The reported gross written premiums for treaty pro rata business include estimates of premiums due to us but not yet reported by the cedant because of time delays between contracts being written by our cedants and their submission of treaty statements to us. This additional premium is normally described as pipeline premium. Treaty statements disclose information on the underlying contracts of insurance written by our cedants and are generally submitted on a monthly or quarterly basis, from 30 to 90 days in arrears. In order to report all risks incepting prior to a period end, we estimate the premiums written between the last submitted treaty statement and the period end. Treaty pro rata premiums are written predominantly in our other property, specialty and casualty reinsurance lines of business.

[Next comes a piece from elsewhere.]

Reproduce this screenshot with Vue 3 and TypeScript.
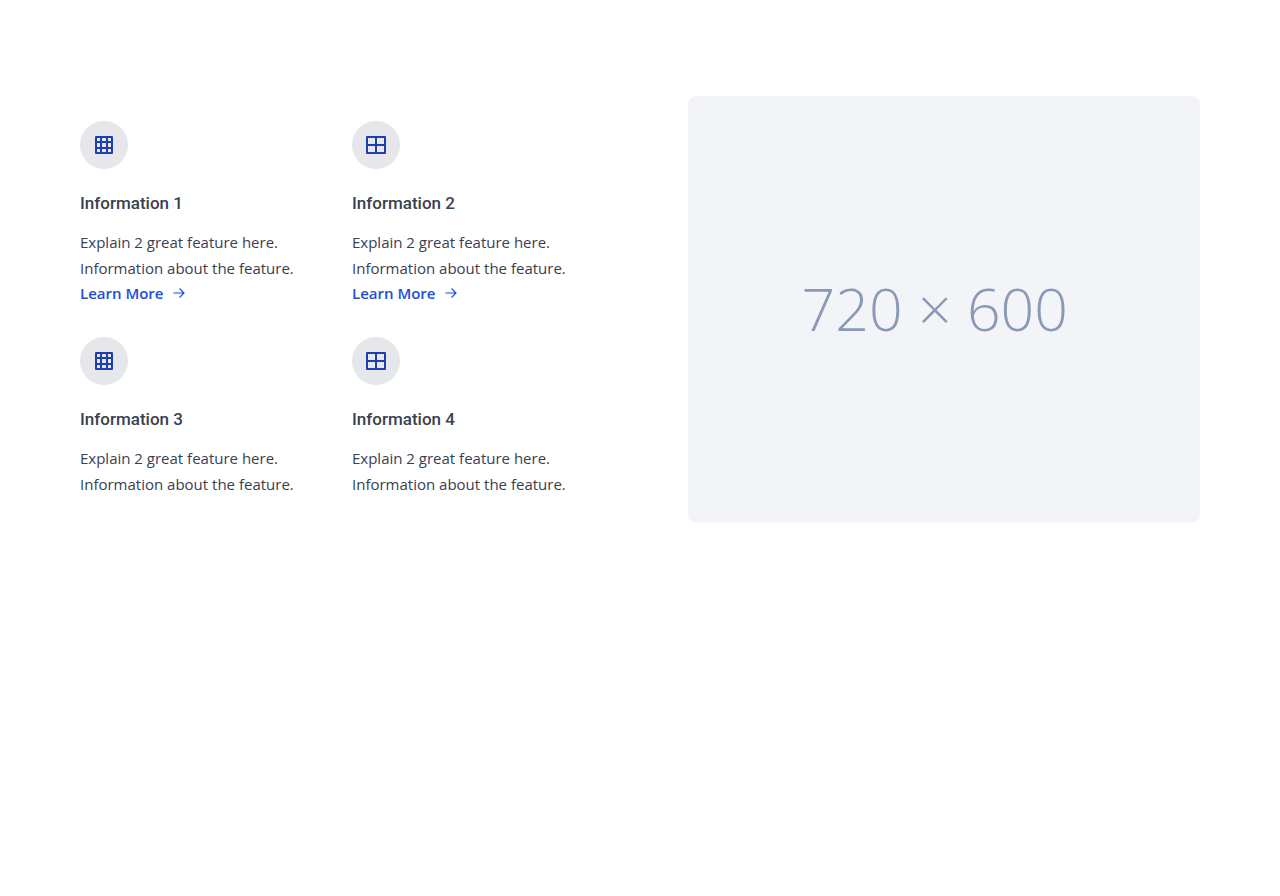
<script setup lang="ts">
interface Feature {
  title: string
  icon: 'grid' | 'window'
  link: boolean
}

const features: Feature[] = [
  { title: 'Information 1', icon: 'grid', link: true },
  { title: 'Information 2', icon: 'window', link: true },
  { title: 'Information 3', icon: 'grid', link: false },
  { title: 'Information 4', icon: 'window', link: false },
]
</script>

<template>
  <section class="section">
    <div class="features">
      <article v-for="feature in features" :key="feature.title">
        <div class="badge">
          <svg v-if="feature.icon === 'grid'" width="24" height="24" viewBox="0 0 24 24" aria-hidden="true">
            <rect x="4" y="4" width="16" height="16" />
            <path d="M9 4v16M15 4v16M4 9h16M4 15h16" />
          </svg>
          <svg v-else width="24" height="24" viewBox="0 0 24 24" aria-hidden="true">
            <rect x="3" y="4" width="18" height="16" />
            <path d="M12 4v16M3 12h18" />
          </svg>
        </div>
        <h2>{{ feature.title }}</h2>
        <p>Explain 2 great feature here. Information about the feature.</p>
        <a v-if="feature.link" href="#" class="more">
          <span>Learn More</span>
          <svg class="arrow" width="12" height="12" viewBox="0 0 12 12" aria-hidden="true">
            <path d="M0.5 6h10.5M6.5 1.5L11 6l-4.5 4.5" />
          </svg>
        </a>
      </article>
    </div>
    <svg class="placeholder" viewBox="0 0 720 600" role="img" aria-label="720 × 600">
      <rect width="720" height="600" />
      <text x="347" y="330" text-anchor="middle">720 × 600</text>
    </svg>
  </section>
</template>

<style>
body {
  margin: 0;
  background: #fff;
}
</style>

<style scoped>
.section {
  display: grid;
  grid-template-columns: 1fr 1fr;
  gap: 96px;
  align-items: center;
  padding: 96px 80px;
  font-family: "Open Sans", "Noto Sans", sans-serif;
  color: #374151;
}
.features {
  display: grid;
  grid-template-columns: 1fr 1fr;
  gap: 32px;
}
.badge {
  display: flex;
  align-items: center;
  justify-content: center;
  width: 48px;
  height: 48px;
  margin-bottom: 20px;
  border-radius: 50%;
  background: #e5e7eb;
}
.badge svg {
  fill: none;
  stroke: #1e40af;
  stroke-width: 2;
  stroke-linejoin: round;
}
h2 {
  margin: 0 0 12px;
  font-family: Roboto, "Open Sans", sans-serif;
  font-size: 17px;
  line-height: 28px;
  font-weight: 500;
}
p {
  margin: 0;
  font-size: 15px;
  line-height: 26px;
}
.more {
  display: flex;
  align-items: center;
  gap: 9px;
  font-size: 15px;
  line-height: 24px;
  font-weight: 600;
  color: #1d4ed8;
  text-decoration: none;
}
.arrow {
  fill: none;
  stroke: currentColor;
  stroke-width: 1.2;
}
.placeholder {
  display: block;
  width: 100%;
  height: auto;
  border-radius: 8px;
}
.placeholder rect {
  fill: #f2f4f8;
}
.placeholder text {
  fill: #8a99b5;
  font-size: 83px;
  font-weight: 300;
}
</style>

Property treaty pro rata contributed significantly to our Reinsurance segment where we wrote $270.6 million in gross written premium in 2024 (2023 — $243.4 million), or 14.3% (2023 — 16.0%) of the gross written premiums in our Reinsurance segment, of which $21.5 million was estimated (2023 — $42.6 million) and $249.1 million was reported by the cedants (2023 — $200.8 million). Excluding the impact of costs, such as reinsurance premiums and operating expenses, we estimate that the impact of a $1.0 million increase/decrease in our estimated gross written premiums in our property treaty pro rata business would increase/decrease net income before tax by approximately $0.2 million for the year ended December 31, 2024 (2023 — $0.3 million increase/decrease).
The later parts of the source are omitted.